# [YOUR INSTRUCTIONS]
Could every line of the data be printed exactly as it reads?

****

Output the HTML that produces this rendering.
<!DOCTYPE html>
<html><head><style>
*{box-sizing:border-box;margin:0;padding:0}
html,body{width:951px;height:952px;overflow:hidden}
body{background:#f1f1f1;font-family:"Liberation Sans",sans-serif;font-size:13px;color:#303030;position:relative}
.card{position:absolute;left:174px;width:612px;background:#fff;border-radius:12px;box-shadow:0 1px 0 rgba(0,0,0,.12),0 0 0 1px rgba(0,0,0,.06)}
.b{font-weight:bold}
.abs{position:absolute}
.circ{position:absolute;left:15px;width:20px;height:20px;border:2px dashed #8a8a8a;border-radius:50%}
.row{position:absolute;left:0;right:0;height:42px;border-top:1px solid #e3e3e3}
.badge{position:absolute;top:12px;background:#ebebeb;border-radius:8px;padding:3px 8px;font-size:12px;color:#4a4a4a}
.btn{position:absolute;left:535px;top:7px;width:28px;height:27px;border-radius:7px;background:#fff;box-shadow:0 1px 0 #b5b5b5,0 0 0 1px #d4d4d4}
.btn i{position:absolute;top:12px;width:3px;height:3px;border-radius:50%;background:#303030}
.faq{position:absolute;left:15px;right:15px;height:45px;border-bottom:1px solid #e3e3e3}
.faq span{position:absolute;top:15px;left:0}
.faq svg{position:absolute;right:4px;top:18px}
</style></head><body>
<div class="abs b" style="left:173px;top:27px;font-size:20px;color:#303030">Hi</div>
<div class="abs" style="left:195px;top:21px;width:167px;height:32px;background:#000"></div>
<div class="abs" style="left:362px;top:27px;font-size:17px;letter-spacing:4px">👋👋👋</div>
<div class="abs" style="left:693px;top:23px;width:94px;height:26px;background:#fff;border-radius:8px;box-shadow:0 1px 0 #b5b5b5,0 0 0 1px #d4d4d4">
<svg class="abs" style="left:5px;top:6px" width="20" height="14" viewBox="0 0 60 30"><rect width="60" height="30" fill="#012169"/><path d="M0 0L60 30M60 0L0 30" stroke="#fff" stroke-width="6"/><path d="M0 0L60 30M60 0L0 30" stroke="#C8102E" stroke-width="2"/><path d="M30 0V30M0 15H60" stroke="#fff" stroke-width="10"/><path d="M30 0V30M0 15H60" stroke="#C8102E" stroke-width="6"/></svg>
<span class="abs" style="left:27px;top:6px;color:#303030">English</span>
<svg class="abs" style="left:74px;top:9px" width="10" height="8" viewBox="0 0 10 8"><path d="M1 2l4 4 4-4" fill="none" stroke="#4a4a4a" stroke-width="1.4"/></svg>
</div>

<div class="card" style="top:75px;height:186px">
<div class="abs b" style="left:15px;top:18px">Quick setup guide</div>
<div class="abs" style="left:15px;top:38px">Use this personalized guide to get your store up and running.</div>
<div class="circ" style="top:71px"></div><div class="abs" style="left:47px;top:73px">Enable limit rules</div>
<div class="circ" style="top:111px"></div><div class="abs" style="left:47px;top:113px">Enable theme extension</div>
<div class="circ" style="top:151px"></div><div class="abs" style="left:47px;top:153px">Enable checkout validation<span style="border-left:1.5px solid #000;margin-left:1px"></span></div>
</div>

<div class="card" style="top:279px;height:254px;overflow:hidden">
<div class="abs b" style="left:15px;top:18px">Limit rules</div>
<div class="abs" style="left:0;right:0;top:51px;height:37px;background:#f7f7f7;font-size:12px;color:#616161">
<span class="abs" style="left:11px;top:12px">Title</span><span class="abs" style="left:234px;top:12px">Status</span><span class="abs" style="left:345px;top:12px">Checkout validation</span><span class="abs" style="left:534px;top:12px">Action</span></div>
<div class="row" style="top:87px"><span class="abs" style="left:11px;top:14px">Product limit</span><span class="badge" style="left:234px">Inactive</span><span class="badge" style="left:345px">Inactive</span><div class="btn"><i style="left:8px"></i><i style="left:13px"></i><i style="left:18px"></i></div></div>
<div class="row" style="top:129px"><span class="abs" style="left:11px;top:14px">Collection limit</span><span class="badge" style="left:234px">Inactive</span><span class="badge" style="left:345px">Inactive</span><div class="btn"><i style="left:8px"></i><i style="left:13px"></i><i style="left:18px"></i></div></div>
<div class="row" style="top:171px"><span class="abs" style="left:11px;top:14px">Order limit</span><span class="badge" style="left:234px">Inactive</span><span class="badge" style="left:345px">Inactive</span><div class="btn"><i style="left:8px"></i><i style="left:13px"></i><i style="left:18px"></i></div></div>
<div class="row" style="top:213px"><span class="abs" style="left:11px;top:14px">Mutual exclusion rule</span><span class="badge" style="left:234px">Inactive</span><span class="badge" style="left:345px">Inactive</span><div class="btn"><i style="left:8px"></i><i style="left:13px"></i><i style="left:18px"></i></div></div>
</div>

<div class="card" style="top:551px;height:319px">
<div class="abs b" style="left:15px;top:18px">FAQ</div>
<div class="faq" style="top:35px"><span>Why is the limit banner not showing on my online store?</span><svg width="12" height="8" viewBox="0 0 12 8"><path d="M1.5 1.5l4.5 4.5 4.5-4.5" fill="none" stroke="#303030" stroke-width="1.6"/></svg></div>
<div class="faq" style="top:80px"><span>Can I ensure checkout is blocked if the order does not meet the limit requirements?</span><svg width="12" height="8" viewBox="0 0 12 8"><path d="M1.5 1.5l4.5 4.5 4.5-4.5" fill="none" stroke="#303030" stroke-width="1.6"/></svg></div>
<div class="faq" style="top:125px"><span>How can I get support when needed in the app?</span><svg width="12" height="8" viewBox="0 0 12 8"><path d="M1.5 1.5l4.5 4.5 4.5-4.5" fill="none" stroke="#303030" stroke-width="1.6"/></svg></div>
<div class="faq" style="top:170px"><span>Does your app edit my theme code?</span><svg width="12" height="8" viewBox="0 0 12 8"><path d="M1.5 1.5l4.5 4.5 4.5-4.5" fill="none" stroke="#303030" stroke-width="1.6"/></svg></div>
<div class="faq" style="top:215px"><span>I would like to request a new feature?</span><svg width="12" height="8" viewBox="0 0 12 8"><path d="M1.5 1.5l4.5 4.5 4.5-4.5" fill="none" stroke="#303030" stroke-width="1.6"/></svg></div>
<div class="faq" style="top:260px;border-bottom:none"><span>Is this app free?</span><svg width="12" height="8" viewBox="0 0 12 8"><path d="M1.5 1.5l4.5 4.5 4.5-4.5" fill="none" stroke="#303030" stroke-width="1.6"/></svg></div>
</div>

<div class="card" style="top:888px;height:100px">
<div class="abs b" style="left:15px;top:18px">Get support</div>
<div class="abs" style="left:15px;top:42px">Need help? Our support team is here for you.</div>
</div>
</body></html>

****

# [FINISHED EXERCISE]
Output the HTML that produces this rendering.
<!DOCTYPE html>
<html><head><style>
*{box-sizing:border-box;margin:0;padding:0}
html,body{width:951px;height:952px;overflow:hidden}
body{background:#f1f1f1;font-family:"Liberation Sans",sans-serif;font-size:13px;color:#303030;position:relative}
.card{position:absolute;left:174px;width:612px;background:#fff;border-radius:12px;box-shadow:0 1px 0 rgba(0,0,0,.12),0 0 0 1px rgba(0,0,0,.06)}
.b{font-weight:bold}
.abs{position:absolute}
.circ{position:absolute;left:15px;width:20px;height:20px;border:2px dashed #8a8a8a;border-radius:50%}
.row{position:absolute;left:0;right:0;height:42px;border-top:1px solid #e3e3e3}
.badge{position:absolute;top:12px;background:#ebebeb;border-radius:8px;padding:3px 8px;font-size:12px;color:#4a4a4a}
.btn{position:absolute;left:535px;top:7px;width:28px;height:27px;border-radius:7px;background:#fff;box-shadow:0 1px 0 #b5b5b5,0 0 0 1px #d4d4d4}
.btn i{position:absolute;top:12px;width:3px;height:3px;border-radius:50%;background:#303030}
.faq{position:absolute;left:15px;right:15px;height:45px;border-bottom:1px solid #e3e3e3}
.faq span{position:absolute;top:15px;left:0}
.faq svg{position:absolute;right:4px;top:18px}
</style></head><body>
<div class="abs b" style="left:173px;top:27px;font-size:20px;color:#303030">Hi</div>
<div class="abs" style="left:195px;top:21px;width:167px;height:32px;background:#000"></div>
<div class="abs" style="left:362px;top:27px;font-size:17px;letter-spacing:4px">👋👋👋</div>
<div class="abs" style="left:693px;top:23px;width:94px;height:26px;background:#fff;border-radius:8px;box-shadow:0 1px 0 #b5b5b5,0 0 0 1px #d4d4d4">
<svg class="abs" style="left:5px;top:6px" width="20" height="14" viewBox="0 0 60 30"><rect width="60" height="30" fill="#012169"/><path d="M0 0L60 30M60 0L0 30" stroke="#fff" stroke-width="6"/><path d="M0 0L60 30M60 0L0 30" stroke="#C8102E" stroke-width="2"/><path d="M30 0V30M0 15H60" stroke="#fff" stroke-width="10"/><path d="M30 0V30M0 15H60" stroke="#C8102E" stroke-width="6"/></svg>
<span class="abs" style="left:27px;top:6px;color:#303030">English</span>
<svg class="abs" style="left:74px;top:9px" width="10" height="8" viewBox="0 0 10 8"><path d="M1 2l4 4 4-4" fill="none" stroke="#4a4a4a" stroke-width="1.4"/></svg>
</div>

<div class="card" style="top:75px;height:186px">
<div class="abs b" style="left:15px;top:18px">Quick setup guide</div>
<div class="abs" style="left:15px;top:38px">Use this personalized guide to get your store up and running.</div>
<div class="circ" style="top:71px"></div><div class="abs" style="left:47px;top:73px">Enable limit rules</div>
<div class="circ" style="top:111px"></div><div class="abs" style="left:47px;top:113px">Enable theme extension</div>
<div class="circ" style="top:151px"></div><div class="abs" style="left:47px;top:153px">Enable checkout validation<span style="border-left:1.5px solid #000;margin-left:1px"></span></div>
</div>

<div class="card" style="top:279px;height:254px;overflow:hidden">
<div class="abs b" style="left:15px;top:18px">Limit rules</div>
<div class="abs" style="left:0;right:0;top:51px;height:37px;background:#f7f7f7;font-size:12px;color:#616161">
<span class="abs" style="left:11px;top:12px">Title</span><span class="abs" style="left:234px;top:12px">Status</span><span class="abs" style="left:345px;top:12px">Checkout validation</span><span class="abs" style="left:534px;top:12px">Action</span></div>
<div class="row" style="top:87px"><span class="abs" style="left:11px;top:14px">Product limit</span><span class="badge" style="left:234px">Inactive</span><span class="badge" style="left:345px">Inactive</span><div class="btn"><i style="left:8px"></i><i style="left:13px"></i><i style="left:18px"></i></div></div>
<div class="row" style="top:129px"><span class="abs" style="left:11px;top:14px">Collection limit</span><span class="badge" style="left:234px">Inactive</span><span class="badge" style="left:345px">Inactive</span><div class="btn"><i style="left:8px"></i><i style="left:13px"></i><i style="left:18px"></i></div></div>
<div class="row" style="top:171px"><span class="abs" style="left:11px;top:14px">Order limit</span><span class="badge" style="left:234px">Inactive</span><span class="badge" style="left:345px">Inactive</span><div class="btn"><i style="left:8px"></i><i style="left:13px"></i><i style="left:18px"></i></div></div>
<div class="row" style="top:213px"><span class="abs" style="left:11px;top:14px">Mutual exclusion rule</span><span class="badge" style="left:234px">Inactive</span><span class="badge" style="left:345px">Inactive</span><div class="btn"><i style="left:8px"></i><i style="left:13px"></i><i style="left:18px"></i></div></div>
</div>

<div class="card" style="top:551px;height:319px">
<div class="abs b" style="left:15px;top:18px">FAQ</div>
<div class="faq" style="top:35px"><span>Why is the limit banner not showing on my online store?</span><svg width="12" height="8" viewBox="0 0 12 8"><path d="M1.5 1.5l4.5 4.5 4.5-4.5" fill="none" stroke="#303030" stroke-width="1.6"/></svg></div>
<div class="faq" style="top:80px"><span>Can I ensure checkout is blocked if the order does not meet the limit requirements?</span><svg width="12" height="8" viewBox="0 0 12 8"><path d="M1.5 1.5l4.5 4.5 4.5-4.5" fill="none" stroke="#303030" stroke-width="1.6"/></svg></div>
<div class="faq" style="top:125px"><span>How can I get support when needed in the app?</span><svg width="12" height="8" viewBox="0 0 12 8"><path d="M1.5 1.5l4.5 4.5 4.5-4.5" fill="none" stroke="#303030" stroke-width="1.6"/></svg></div>
<div class="faq" style="top:170px"><span>Does your app edit my theme code?</span><svg width="12" height="8" viewBox="0 0 12 8"><path d="M1.5 1.5l4.5 4.5 4.5-4.5" fill="none" stroke="#303030" stroke-width="1.6"/></svg></div>
<div class="faq" style="top:215px"><span>I would like to request a new feature?</span><svg width="12" height="8" viewBox="0 0 12 8"><path d="M1.5 1.5l4.5 4.5 4.5-4.5" fill="none" stroke="#303030" stroke-width="1.6"/></svg></div>
<div class="faq" style="top:260px;border-bottom:none"><span>Is this app free?</span><svg width="12" height="8" viewBox="0 0 12 8"><path d="M1.5 1.5l4.5 4.5 4.5-4.5" fill="none" stroke="#303030" stroke-width="1.6"/></svg></div>
</div>

<div class="card" style="top:888px;height:100px">
<div class="abs b" style="left:15px;top:18px">Get support</div>
<div class="abs" style="left:15px;top:42px">Need help? Our support team is here for you.</div>
</div>
</body></html>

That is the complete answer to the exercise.